Via Megan McArdle, I see that Todd Zywicki at the Volokh Conspiracy writes, in a discussion about amending the Constitution, that
Justice Scalia notes (in a Matter of Interpretation if I recall correctly) that what is striking about the 19th Amendment is how quaint it seems that in order to give women the right to vote it was thought that you actually had to amend the Constitution in order to bring that result about. Today, of course, someone would just file a lawsuit and have the judges order that result.

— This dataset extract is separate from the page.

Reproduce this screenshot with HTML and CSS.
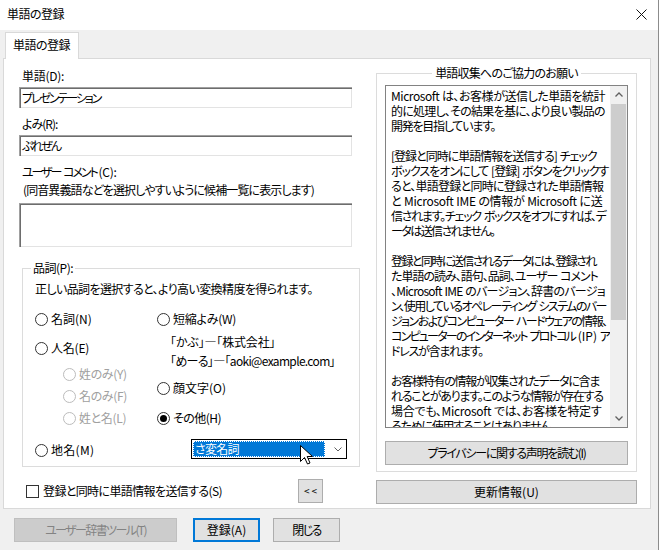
FILE: index.html
```html
<!DOCTYPE html>
<html>
	<head>
		<meta charset="UTF-8">
		<title>単語の登録</title>
		<link rel="stylesheet" href="styles.css">
	</head>
	<body>
		<div class="window">
			<div class="titlebar">
				<span class="title">単語の登録</span>
				<svg class="close" width="11" height="11" viewBox="0 0 11 11"><path d="M0.5 0.5L10.5 10.5M10.5 0.5L0.5 10.5" stroke="#111" stroke-width="1"/></svg>
			</div>
			<div class="tabs"><div class="tab">単語の登録</div></div>
			<div class="page">
				<div class="col-left">
					<div class="label l-word">単語(D):</div>
					<div class="edit"><span class="v-word">プレゼンテーション</span></div>
					<div class="label gap l-yomi">よみ(R):</div>
					<div class="edit"><span class="v-yomi">ぷれぜん</span></div>
					<div class="label gap"><span class="l-comment">ユーザー コメント</span><span class="l-key">(C):</span></div>
					<div class="label note">(同音異義語などを選択しやすいように候補一覧に表示します)</div>
					<div class="edit memo"></div>

					<fieldset class="group pos">
						<legend>品詞(P):</legend>
						<div class="hint">正しい品詞を選択すると、より高い変換精度を得られます。</div>
						<div class="radios">
							<div class="rcol first">
								<div class="opt"><i class="rb"></i>名詞(N)</div>
								<div class="opt r-person"><i class="rb"></i>人名(E)</div>
								<div class="opt off sub r-sei"><i class="rb"></i>姓のみ(Y)</div>
								<div class="opt off sub r-mei"><i class="rb"></i>名のみ(F)</div>
								<div class="opt off sub r-full"><i class="rb"></i>姓と名(L)</div>
								<div class="opt r-place"><i class="rb"></i>地名(M)</div>
							</div>
							<div class="rcol">
								<div class="opt r-short"><i class="rb"></i>短縮よみ(W)</div>
								<div class="sample s1">「かぶ」―「株式会社」</div>
								<div class="sample s2">「めーる」―「aoki@example.com」</div>
								<div class="opt r-face"><i class="rb"></i>顔文字(O)</div>
								<div class="opt r-other"><i class="rb on"></i>その他(H)</div>
								<div class="combo">
									<span class="sel">さ変名詞</span>
									<svg class="drop" width="8" height="5" viewBox="0 0 8 5"><path d="M0.5 0.5L4 4L7.5 0.5" fill="none" stroke="#606060" stroke-width="1"/></svg>
									<svg class="cursor" width="13" height="20" viewBox="0 0 13 20"><path d="M0.5 0.5L0.5 16.5L4.5 12.5L7.5 19L10 18L7.2 11.5L12.5 11.5Z" fill="#fff" stroke="#000" stroke-width="1"/></svg>
								</div>
							</div>
						</div>
					</fieldset>

					<div class="send">
						<i class="cb"></i>
						<span class="send-label">登録と同時に単語情報を送信する(S)</span>
						<div class="btn small">&lt;&lt;</div>
					</div>
				</div>

				<div class="col-right">
					<div class="group-head"><span>単語収集へのご協力のお願い</span></div>
					<div class="info">
						<div class="textbox">
							<div class="text">
								<div class="t2">Microsoft は、お客様が送信した単語を統計</div>
								<div class="t3">的に処理し、その結果を基に、より良い製品の</div>
								<div class="t5">開発を目指しています。</div>
								<div class="blank"></div>
								<div class="t4">[登録と同時に単語情報を送信する] チェック</div>
								<div class="t4">ボックスをオンにして [登録] ボタンをクリックす</div>
								<div class="t3">ると、単語登録と同時に登録された単語情報</div>
								<div class="t1">と Microsoft IME の情報が Microsoft に送</div>
								<div class="t5">信されます。チェック ボックスをオフにすれば、デ</div>
								<div class="t6">ータは送信されません。</div>
								<div class="blank"></div>
								<div class="t6">登録と同時に送信されるデータには、登録され</div>
								<div class="t4">た単語の読み、語句、品詞、ユーザー コメント</div>
								<div class="t3">、Microsoft IME のバージョン、辞書のバージョ</div>
								<div class="t6">ン、使用しているオペレーティング システムのバー</div>
								<div class="t6">ジョンおよびコンピューター ハードウェアの情報、</div>
								<div class="t7">コンピューターのインターネット プロトコル <span class="plain">(IP)</span> ア</div>
								<div class="t5">ドレスが含まれます。</div>
								<div class="blank"></div>
								<div class="t5">お客様特有の情報が収集されたデータに含ま</div>
								<div class="t5">れることがあります。このような情報が存在する</div>
								<div class="t1">場合でも、Microsoft では、お客様を特定す</div>
								<div class="t5">るために使用することはありません。</div>
							</div>
							<div class="vscroll">
								<div class="sb-btn"><svg width="8" height="5" viewBox="0 0 8 5"><path d="M0.5 4.5L4 1L7.5 4.5" fill="none" stroke="#606060" stroke-width="1.3"/></svg></div>
								<div class="thumb"></div>
								<div class="track"></div>
								<div class="sb-btn"><svg width="8" height="5" viewBox="0 0 8 5"><path d="M0.5 0.5L4 4L7.5 0.5" fill="none" stroke="#606060" stroke-width="1.3"/></svg></div>
							</div>
						</div>
						<div class="btn privacy">プライバシーに関する声明を読む(I)</div>
					</div>
					<div class="btn update">更新情報(U)</div>
				</div>
			</div>

			<div class="footer">
				<div class="btn disabled tool">ユーザー辞書ツール(T)</div>
				<div class="btn default ok">登録(A)</div>
				<div class="btn close-btn">閉じる</div>
			</div>
		</div>
	</body>
</html>
```

FILE: styles.css
```css
body,fieldset,legend{
	margin: 0;
	padding: 0;
}
body{
	font-family: "Noto Sans CJK JP", "Noto Sans", sans-serif;
	font-size: 12px;
	line-height: 16px;
	font-feature-settings: "palt";
	color: #000;
	background: #f0f0f0;
}
.window{
	width: 658px;
	height: 550px;
	border-right: 1px solid #8c8c8c;
	background: #f0f0f0;
	overflow: hidden;
}
.titlebar{
	height: 30px;
	background: #fff;
	display: flex;
	align-items: center;
	justify-content: space-between;
	padding: 0 11px 2px 7px;
	box-sizing: border-box;
}
.title,.tab{
	letter-spacing: -0.5px;
}
.tabs{
	display: flex;
	height: 28px;
	padding: 2px 0 0 5px;
	box-sizing: border-box;
}
.tab{
	position: relative;
	z-index: 1;
	height: 27px;
	background: #fff;
	border: 1px solid #d9d9d9;
	border-bottom: none;
	padding: 0 8px 0 7px;
	line-height: 24px;
	box-sizing: border-box;
}
.page{
	margin-left: 3px;
	width: 648px;
	height: 451px;
	border: 1px solid #d9d9d9;
	background: #fff;
	box-sizing: border-box;
	display: flex;
	align-items: flex-start;
	padding-left: 15px;
}

/* left side */
.col-left{
	width: 336px;
	padding-top: 9px;
}
.label{
	padding-left: 3px;
	height: 16px;
	white-space: nowrap;
}
.label.gap{
	margin-top: 8px;
}
.label.note{
	margin-top: 2px;
	padding-left: 4px;
	letter-spacing: -0.9px;
}
.l-word{ letter-spacing: -0.25px; }
.l-yomi{ letter-spacing: -1px; }
.l-comment{ letter-spacing: -2.1px; word-spacing: 2.4px; }
.l-key{ letter-spacing: -0.3px; margin-left: 2px; }
.v-word{ letter-spacing: -2.1px; }
.v-yomi{ letter-spacing: -2.2px; }
.edit{
	margin-top: 3px;
	width: 333px;
	height: 21px;
	box-sizing: border-box;
	border-top: 1px solid #a0a0a0;
	border-left: 1px solid #a0a0a0;
	box-shadow: inset 1px 1px 0 #6d6d6d, inset -1px -1px 0 #e3e3e3;
	padding: 2px 0 0 2px;
	white-space: nowrap;
}
.edit.memo{
	margin-top: 5px;
	height: 44px;
}
.group{
	border: 1px solid #dcdcdc;
	box-sizing: border-box;
}
.group legend{
	padding: 0 2px;
	line-height: 16px;
	letter-spacing: -0.5px;
}
.pos{
	margin: 13px 0 0 3px;
	width: 333px;
	padding: 0 12px 7px 12px;
}
.pos legend{
	margin-left: -4px;
}
.hint{
	margin-top: 5px;
	letter-spacing: -0.6px;
	white-space: nowrap;
}
.radios{
	display: flex;
	margin-top: 14px;
}
.rcol{
	display: flex;
	flex-direction: column;
}
.rcol.first{
	width: 122px;
}
.opt{
	display: flex;
	align-items: center;
	height: 16px;
	white-space: nowrap;
}
.rb{
	width: 13px;
	height: 13px;
	border: 1px solid #333;
	border-radius: 50%;
	box-sizing: border-box;
	background: #fff;
	margin-right: 3px;
}
.rb.on:after{
	display: block;
	content: "";
	width: 7px;
	height: 7px;
	margin: 2px;
	border-radius: 50%;
	background: #000;
}
.opt.off{
	color: #a0a0a0;
	letter-spacing: -0.35px;
}
.opt.off .rb{
	border-color: #bcbcbc;
}
.opt.sub{
	margin-left: 28px;
}
.r-person{ margin-top: 13px; letter-spacing: -0.2px; }
.r-sei{ margin-top: 10px; }
.r-mei{ margin-top: 6px; }
.r-full{ margin-top: 6px; }
.r-place{ margin-top: 16px; letter-spacing: 0.3px; }
.r-short{ letter-spacing: -0.25px; }

.sample{
	height: 16px;
	margin-left: 13px;
	white-space: nowrap;
}
.s1{ margin-top: 7px; letter-spacing: -0.15px; }
.s2{ margin-top: 3px; letter-spacing: -0.67px; }
.r-face{ margin-top: 11px; }
.r-other{ margin-top: 14px; letter-spacing: -0.55px; }
.combo{
	position: relative;
	margin: 13px 0 0 34px;
	width: 156px;
	height: 20px;
	border: 1px solid #000;
	box-sizing: border-box;
	background: #fff;
	display: flex;
	align-items: center;
}
.combo .sel{
	margin-left: 1px;
	width: 132px;
	height: 16px;
	box-sizing: border-box;
	background: #0078d7;
	color: #fff;
	border: 1px dotted #fff;
	line-height: 14px;
	padding-left: 1px;
	letter-spacing: -0.7px;
}
.combo .drop{
	margin-left: 9px;
}
.combo .cursor{
	position: absolute;
	left: 108px;
	top: 5px;
}
.send{
	display: flex;
	align-items: center;
	height: 24px;
	margin-top: 12px;
}
.cb{
	width: 13px;
	height: 13px;
	border: 1px solid #333;
	background: #fff;
	box-sizing: border-box;
	margin-left: 7px;
}
.send-label{
	margin-left: 4px;
	letter-spacing: -0.62px;
}

/* buttons */
.btn{
	height: 24px;
	border: 1px solid #adadad;
	background: #e1e1e1;
	box-sizing: border-box;
	display: flex;
	align-items: center;
	justify-content: center;
	white-space: nowrap;
}
.btn.small{
	width: 25px;
	margin-left: auto;
	margin-right: 32px;
	font-size: 10px;
	letter-spacing: 2px;
	padding-left: 2px;
}
.btn.disabled{
	background: #cccccc;
	border-color: #bfbfbf;
	color: #838383;
}
.btn.default{
	border-color: #0078d7;
	box-shadow: inset 0 0 0 1px #0078d7;
}

/* right side */
.col-right{
	width: 262px;
	margin-left: 21px;
	padding-top: 6px;
}
.group-head{
	width: 261px;
	display: flex;
	height: 16px;
	line-height: 16px;
	letter-spacing: -0.77px;
}
.group-head:before,.group-head:after{
	content: "";
	flex: 1;
	height: 7px;
	margin-top: 8px;
	border-top: 1px solid #dcdcdc;
}
.group-head:before{
	border-left: 1px solid #dcdcdc;
	margin-right: 3px;
}
.group-head:after{
	border-right: 1px solid #dcdcdc;
	margin-left: 3px;
}
.info{
	width: 261px;
	border: 1px solid #dcdcdc;
	border-top: none;
	box-sizing: border-box;
	padding: 4px 8px 6px 8px;
}
.textbox{
	height: 343px;
	border: 1px solid #828282;
	box-sizing: border-box;
	display: flex;
}
.text{
	flex: 1;
	padding: 2px 0 0 5px;
	line-height: 15px;
	white-space: nowrap;
	overflow: hidden;
}
.text div{
	height: 15px;
}
.t1{ letter-spacing: -0.3px; word-spacing: 0.3px; }
.t2{ letter-spacing: -0.45px; word-spacing: 0.45px; }
.t3{ letter-spacing: -0.75px; word-spacing: 0.75px; }
.t4{ letter-spacing: -1px; word-spacing: 1px; }
.t5{ letter-spacing: -1.25px; word-spacing: 1.25px; }
.t6{ letter-spacing: -1.55px; word-spacing: 1.55px; }
.t7{ letter-spacing: -1.8px; word-spacing: 1.8px; }
.t7 .plain{ letter-spacing: 0; }
.vscroll{
	width: 17px;
	background: #f0f0f0;
	display: flex;
	flex-direction: column;
}
.sb-btn{
	height: 17px;
	display: flex;
	align-items: center;
	justify-content: center;
}
.thumb{
	margin: 1px 1px 0 1px;
	height: 216px;
	background: #cdcdcd;
}
.track{
	flex: 1;
}
.privacy{
	margin-top: 13px;
	letter-spacing: -1.3px;
}
.update{
	margin-top: 8px;
	width: 261px;
}

/* bottom buttons */
.footer{
	display: flex;
	padding: 9px 0 0 14px;
}
.tool{
	width: 163px;
	letter-spacing: -1.6px;
}
.ok{
	width: 67px;
	margin-left: 16px;
}
.close-btn{
	width: 67px;
	margin-left: 13px;
	letter-spacing: -1.6px;
}
```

It's on Page 47 of A Matter Of Interpretation. See it in Google Books here. Scalia wrote:
It seems to me that that is where we are heading, or perhaps even where we have arrived. Seventy-five years ago, we believed firmly enough in a rock-solid, unchanging Constitution that we felt it necessary to adopt the Nineteenth Amendment to give women the vote. The battle was not fought in the courts, and few thought that it could be, despite the constitutional guarantee of Equal Protection of the Laws; that provision did not, when it was adopted, and hence did not in 1920, guarantee equal access to the ballot but permitted distinctions on the basis not only of age but of property and of sex. Who can doubt that if the issue had been deferred until today, the Constitution would be (formally) unamended, and the courts would be the chosen instrumentality of change? The American people have been converted to belief in The Living Constitution, a "morphing" document that means, from age to age, what it ought to mean. And with that conversion has inevitably come the new phenomenon of selecting and confirming federal judges, at all levels, on the basis of their views regarding a whole series of proposals for constitutional evolution. If the courts are free to write the Constitution anew, they will, by God, write it the way the majority wants; the appointment and confirmation process will see to that. This, of course, is the end of the Bill of Rights, whose meaning will be committed to the very body it was meant to protect against: the majority. By trying to make the Constitution do everything that needs doing from age to age, we shall have caused it to do nothing at all.
It's all one paragraph in the original. Scalia has a point—the Equal Rights Amendment failed to pass, largely because Phylis Schlafly stood like a stone wall in its way, but we frequently see "equal protection" decisions that read as if it had passed.